Moral da história, ainda que os EUA representem uma quota do produto mundial mais baixa do que a da China, para setores nevrálgicos como os semicondutores é enganosa a ideia de que os EUA estejam a ser marginalizados dos grandes fluxos in e out observados no setor. Ou seja, por detrás do realinhamento do produto mundial, observam-se comportamento setoriais que podem fornecer uma imagem mais matizada do realinhamento observado. Mas se, por exemplo, olhássemos para o domínio das indústrias elétricas, incluindo veículos, já o panorama seria diferente, com a superioridade da China a afirmar-se cada vez mais.
Branko Milanovic tem razão quando traz para o debate a certeza de que existe hoje um desvio sério, e quando estes desvios existem e são sérios, a conflitualidade está no ar. A estrutura de poder nas grandes instituições mundiais como o Banco Mundial ou o FMI está hoje profundamente desequilibrada – a importância económica dos principais países asiáticos, China, Índia e Indonésia aos quais poderíamos juntar o Paquistão, o Bangladesh e o Vietname não está nem de perto refletida na representação de voto que esse bloco de países tem naquelas duas instituições. O poder de bloqueio de voto que os EUA hoje possuem devido a serem o único país que detém 15% das ações constitutivas está hoje profundamente em contradição com a importância económica do bloco asiático.

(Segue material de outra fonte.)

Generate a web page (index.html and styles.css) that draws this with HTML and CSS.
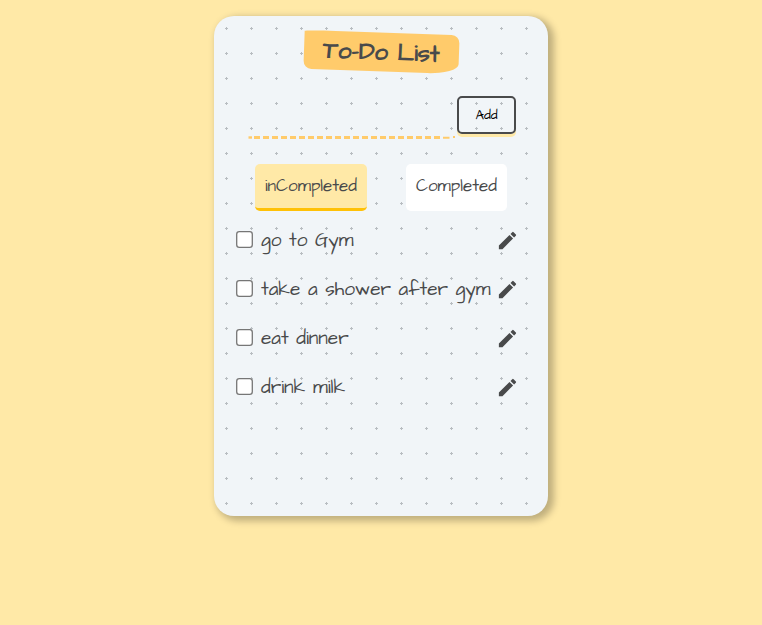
FILE: index.html
```html
<!DOCTYPE html>
<html lang="en">
<head>
<meta charset="utf-8">
<title>To-Do List</title>
<link rel="stylesheet" href="styles.css">
</head>
<body>
<main class="card">
  <h1 class="title"><span>To-Do List</span></h1>
  <form class="entry">
    <div class="field"><svg width="209" height="3" viewBox="0 0 209 3"><path d="M0.500 1.500H4" stroke="#ffcb6b" stroke-width="2.4"/><path d="M6 1.500H195" stroke="#ffcb6b" stroke-width="3" stroke-dasharray="6 3"/><path d="M195 1.800H201.500M205 1H207" stroke="#ffcb6b" stroke-width="2"/></svg></div>
    <button class="add" type="button">Add</button>
  </form>
  <nav class="tabs">
    <div class="tab active"><span>inCompleted</span></div>
    <div class="tab done"><span>Completed</span></div>
  </nav>
  <ul class="list">
    <li><input class="box" type="checkbox"><span class="text">go to Gym</span><svg class="pen" viewBox="0 0 24 24"><path d="M3 17.25V21h3.75L17.81 9.94l-3.75-3.75L3 17.25zM20.71 7.04c.39-.39.39-1.02 0-1.41l-2.34-2.34a.9959.9959 0 0 0-1.41 0l-1.83 1.83 3.75 3.75 1.83-1.83z"/></svg></li>
    <li><input class="box" type="checkbox"><span class="text">take a shower after gym</span><svg class="pen" viewBox="0 0 24 24"><path d="M3 17.25V21h3.75L17.81 9.94l-3.75-3.75L3 17.25zM20.71 7.04c.39-.39.39-1.02 0-1.41l-2.34-2.34a.9959.9959 0 0 0-1.41 0l-1.83 1.83 3.75 3.75 1.83-1.83z"/></svg></li>
    <li><input class="box" type="checkbox"><span class="text">eat dinner</span><svg class="pen" viewBox="0 0 24 24"><path d="M3 17.25V21h3.75L17.81 9.94l-3.75-3.75L3 17.25zM20.71 7.04c.39-.39.39-1.02 0-1.41l-2.34-2.34a.9959.9959 0 0 0-1.41 0l-1.83 1.83 3.75 3.75 1.83-1.83z"/></svg></li>
    <li><input class="box" type="checkbox"><span class="text">drink milk</span><svg class="pen" viewBox="0 0 24 24"><path d="M3 17.25V21h3.75L17.81 9.94l-3.75-3.75L3 17.25zM20.71 7.04c.39-.39.39-1.02 0-1.41l-2.34-2.34a.9959.9959 0 0 0-1.41 0l-1.83 1.83 3.75 3.75 1.83-1.83z"/></svg></li>
  </ul>
</main>
</body>
</html>
```
FILE: styles.css
```css
* { box-sizing: border-box; }
body {
  margin: 0;
  padding-top: 16px;
  min-height: 625px;
  background: #ffe9a7;
  color: #494a4b;
  font-family: "Architects Daughter", Lato, sans-serif;
  font-weight: 300;
}
.card {
  width: 334px;
  height: 500px;
  margin: 0 auto;
  padding-top: 16px;
  border-radius: 20px;
  background: radial-gradient(#b8bdc1 1.3px, transparent 1.3px) 0 0 / 25px 25px #f1f5f8;
  box-shadow: 4px 3px 7px 2px #00000040;
}
.title {
  width: 155px;
  height: 39px;
  margin: 0 0 0 90px;
  padding-left: 19px;
  background: #ffcb6b;
  border-radius: 31px 8px 31px 8px / 1px 8px 10px 8px;
  transform: translateY(0.5px) rotate(2deg);
  font-size: 24px;
  font-weight: 700;
  line-height: 40px;
  white-space: nowrap;
}
.entry {
  display: flex;
  align-items: flex-start;
  margin: 25px 0 0 34px;
}
.field { width: 209px; height: 43px; padding-top: 40px; }
.field svg { display: block; }
.add {
  width: 59px;
  height: 38px;
  padding: 0;
  border: 2px solid #494a4b;
  border-radius: 5px;
  background: transparent;
  box-shadow: 0 3px 0 #ffe9a7;
  color: #000;
  font: inherit;
  font-weight: 400;
  font-size: 13.333px;
}
.tabs { display: flex; gap: 39px; margin: 25px 0 0 41px; }
.tab {
  height: 47px;
  padding-left: 10px;
  border-radius: 5px;
  font-size: 17px;
  line-height: 45px;
  white-space: nowrap;
}
.active { width: 112px; background: #ffe9a7; border-bottom: 3px solid #ffc107; }
.done { width: 101px; background: #fff; }
.list { list-style: none; margin: 5px 0 0; padding: 0 30px 0 22px; }
.list li { display: flex; align-items: center; height: 49px; }
.box {
  width: 13px;
  height: 13px;
  flex: none;
  margin: 0 2px 2px;
  transform: scale(1.3);
}
.text { margin-left: 8px; font-size: 19px; line-height: 25px; white-space: nowrap; }
.pen { width: 23px; height: 23px; flex: none; margin: 0 -1px 0 auto; fill: #494a4b; }
```
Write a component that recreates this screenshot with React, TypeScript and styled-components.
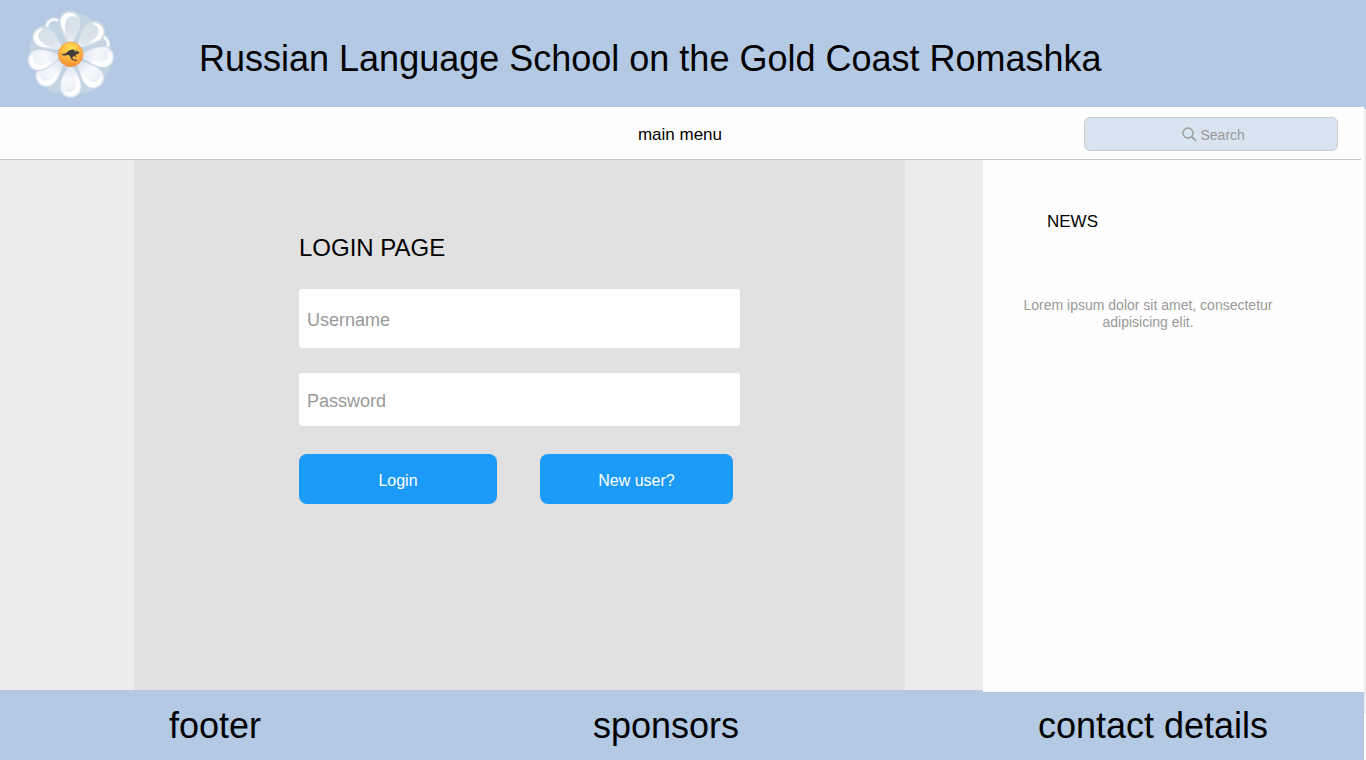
import React from "react";
import styled, { createGlobalStyle } from "styled-components";

const GlobalStyle = createGlobalStyle`
  * { box-sizing: border-box; }
  body {
    margin: 0;
    background: #ffffff;
    color: #000000;
    font-family: "Liberation Sans", Arial, Helvetica, sans-serif;
  }
`;

const blue = "#b3c9e4";
const columns = "134fr 771fr 78fr 381fr";

const Page = styled.div`
  display: flex;
  flex-direction: column;
  min-height: 100vh;
`;

const Header = styled.header`
  display: flex;
  align-items: center;
  height: 107px;
  padding-left: 15px;
  background: ${blue};
`;

const Logo = styled.svg`
  flex: none;
  width: 120px;
  height: 107px;
`;

const Title = styled.h1`
  margin: 10px 0 0 64px;
  font-size: 36px;
  font-weight: 400;
  line-height: 42px;
`;

const Middle = styled.div`
  display: flex;
  flex: 1;
  flex-direction: column;
  padding-right: 2px;
  background: linear-gradient(${blue} 2px, #ececec 2px);
`;

const NavBar = styled.div`
  display: grid;
  grid-template-columns: 1fr auto 1fr;
  align-items: center;
  height: 53px;
  background: linear-gradient(#cccccc, #cccccc) left bottom / calc(100% - 3px) 1px
    no-repeat #fefefe;
`;

const MenuLink = styled.a`
  grid-column: 2;
  padding: 2px 4px 0 0;
  color: #000000;
  font-size: 17px;
  line-height: 20px;
  text-decoration: none;
`;

const SearchBox = styled.label`
  display: flex;
  align-items: center;
  justify-content: center;
  justify-self: end;
  gap: 4px;
  width: 254px;
  height: 34px;
  margin-right: 26px;
  padding: 2px 0 0 6px;
  border: 1px solid #cccccc;
  border-radius: 6px;
  background: #d8e4f0;
`;

const SearchIcon = styled.svg`
  flex: none;
  width: 15px;
  height: 15px;
`;

const SearchInput = styled.input`
  width: 46px;
  padding: 0;
  border: 0;
  outline: 0;
  background: transparent;
  font: 14px/18px "Liberation Sans", Arial, sans-serif;
  &::placeholder { color: #999999; opacity: 1; }
`;

const Content = styled.div`
  display: grid;
  flex: 1;
  grid-template-columns: ${columns};
`;

const Main = styled.main`
  grid-column: 2;
  padding: 72px 165px 24px;
  background: #e1e1e1;
`;

const PageTitle = styled.h2`
  margin: 0 0 26px;
  font-size: 24px;
  font-weight: 400;
  line-height: 31px;
`;

const Form = styled.form`
  display: flex;
  flex-direction: column;
`;

const Field = styled.input<{ $height: number }>`
  width: 100%;
  height: ${(p) => p.$height}px;
  margin-bottom: 25px;
  padding: 4px 8px 0;
  border: 0;
  border-radius: 3px;
  background: #ffffff;
  font: 18px "Liberation Sans", Arial, sans-serif;
  &::placeholder { color: #999999; opacity: 1; }
`;

const Actions = styled.div`
  display: flex;
  gap: 43px;
  padding: 3px 7px 0 0;
`;

const Button = styled.button<{ $grow: number }>`
  flex: ${(p) => p.$grow} 1 0;
  height: 50px;
  padding: 4px 0 0;
  border: 0;
  border-radius: 8px;
  background: #1c9af8;
  color: #ffffff;
  font: 16px "Liberation Sans", Arial, sans-serif;
  cursor: pointer;
`;

const News = styled.aside`
  position: relative;
  grid-column: 4;
  margin-bottom: -2px;
  padding: 51px 38px 24px;
  background: #fefefe;
`;

const NewsTitle = styled.h2`
  margin: 0 0 64px 26px;
  font-size: 17px;
  font-weight: 400;
  line-height: 22px;
`;

const NewsText = styled.p`
  max-width: 254px;
  margin: 0;
  color: #999999;
  font-size: 14px;
  line-height: 17px;
  text-align: center;
`;

const Footer = styled.footer`
  padding-right: 2px;
  background: linear-gradient(#ececec 24px, #ffffff 24px);
`;

const FooterBar = styled.div`
  display: grid;
  grid-template-columns: 430fr 472fr 40fr 422fr;
  align-items: center;
  height: 70px;
  padding-top: 2px;
  background: ${blue};
  font-size: 36px;
  line-height: 42px;
  text-align: center;
`;

const FooterItem = styled.span<{ $column: number }>`
  grid-column: ${(p) => p.$column};
`;

const PETAL =
  "M0-20C-8-42-34-70-32-98C-31-120-16-130 0-130C16-130 31-120 32-98C34-70 8-42 0-20Z";
const SHINE =
  "M-12-58C-27-80-31-96-26-108C-20-124-2-129 14-120C18-118 20-113 19-110C8-117-4-116-11-105C-18-93-16-76-12-58Z";

const backPetals = [
  { angle: -31, shine: true },
  { angle: 19, shine: false },
  { angle: 71, shine: true },
  { angle: 113, shine: false },
  { angle: 155, shine: false },
  { angle: 206, shine: false },
  { angle: 283, shine: false },
];

const frontPetals = [
  { angle: 180, flip: false },
  { angle: 136, flip: true },
  { angle: 228, flip: false },
  { angle: 95, flip: true },
  { angle: 260, flip: false },
  { angle: 302, flip: false },
  { angle: 46, flip: true },
  { angle: -1, flip: false },
];

function Daisy() {
  return (
    <Logo viewBox="0 0 360 321" role="img" aria-label="Romashka daisy">
      <defs>
        <linearGradient id="petal" x1="0" y1="0" x2="0" y2="1">
          <stop offset="0" stopColor="#d3dfe7" />
          <stop offset="0.6" stopColor="#d9e3ea" />
          <stop offset="1" stopColor="#f2f5fa" />
        </linearGradient>
        <linearGradient id="lowPetal" x1="0" y1="0" x2="0" y2="1">
          <stop offset="0" stopColor="#e6edf4" />
          <stop offset="0.5" stopColor="#f6f8fc" />
          <stop offset="1" stopColor="#d5dce9" />
        </linearGradient>
        <radialGradient id="heart" cx="0.5" cy="0.25" r="0.8">
          <stop offset="0" stopColor="#ffe04e" />
          <stop offset="0.5" stopColor="#fdb944" />
          <stop offset="1" stopColor="#f5862f" />
        </radialGradient>
      </defs>
      <g transform="translate(167 163)">
        {backPetals.map(({ angle, shine }) => (
          <g key={angle} transform={`rotate(${angle}) scale(0.97)`}>
            <path d={PETAL} fill="#c4d4e2" />
            {shine && (
              <path
                d="M-22-104Q-16-122 2-121Q14-120 19-112"
                fill="none"
                stroke="#f8fbfd"
                strokeWidth="8"
                strokeLinecap="round"
              />
            )}
          </g>
        ))}
        {frontPetals.map(({ angle, flip }) => (
          <g key={angle} transform={`rotate(${angle}) scale(${flip ? -1 : 1} 1)`}>
            <path
              d={PETAL}
              fill={angle > 90 && angle < 270 ? "url(#lowPetal)" : "url(#petal)"}
              stroke="#c8d6e4"
              strokeWidth="3"
            />
            <path d={SHINE} fill="#ffffff" />
          </g>
        ))}
        <circle r="37" fill="url(#heart)" stroke="#f09552" strokeWidth="2" />
      </g>
      <path
        d="M138 159C141 164 150 163 156 157C162 150 168 148 175 149C180 151 182 155 184 156L185 149L188 154L194 158C190 162 186 162 184 163L181 167L186 172L178 169L175 169C172 172 171 174 174 177L186 180L185 183L171 180L167 173C166 168 162 165 158 164C150 169 141 167 138 159Z"
        fill="#403d3b"
      />
    </Logo>
  );
}

export default function App() {
  return (
    <Page>
      <GlobalStyle />
      <Header>
        <Daisy />
        <Title>Russian Language School on the Gold Coast Romashka</Title>
      </Header>
      <Middle>
        <NavBar>
          <MenuLink href="#menu">main menu</MenuLink>
          <SearchBox>
            <SearchIcon viewBox="0 0 15 15" fill="none" stroke="#999999" aria-hidden="true">
              <circle cx="6" cy="6" r="5" strokeWidth="1.3" />
              <path d="M9.6 9.6L14 14" strokeWidth="1.5" />
            </SearchIcon>
            <SearchInput type="text" placeholder="Search" aria-label="Search" />
          </SearchBox>
        </NavBar>
        <Content>
          <Main>
            <PageTitle>LOGIN PAGE</PageTitle>
            <Form onSubmit={(e) => e.preventDefault()}>
              <Field $height={59} type="text" placeholder="Username" aria-label="Username" />
              <Field $height={53} type="password" placeholder="Password" aria-label="Password" />
              <Actions>
                <Button $grow={198} type="submit">Login</Button>
                <Button $grow={193} type="button">New user?</Button>
              </Actions>
            </Form>
          </Main>
          <News>
            <NewsTitle>NEWS</NewsTitle>
            <NewsText>Lorem ipsum dolor sit amet, consectetur adipisicing elit.</NewsText>
          </News>
        </Content>
      </Middle>
      <Footer>
        <FooterBar>
          <FooterItem $column={1}>footer</FooterItem>
          <FooterItem $column={2}>sponsors</FooterItem>
          <FooterItem $column={4}>contact details</FooterItem>
        </FooterBar>
      </Footer>
    </Page>
  );
}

Por isso ou por razões próximas, o multilateralismo anda pelas ruas da amargura e se ergue na cena internacional a lógica das macrorregiões de influência com o poder dos mais fortes a sobrepor-se ao dos mais fracos.
O que parece poder concluir-se é que a persistência e até agravamento desse desvio entre poder económico e equivalência institucional do mesmo nunca proporcionará uma boa saúde à economia mundial. A sua fragilidade institucional condena-a a uma permanente instabilidade e a toda a série de tentações de impor pela força o que um multilateralismo inteligente tenderia a resolver pela negociação.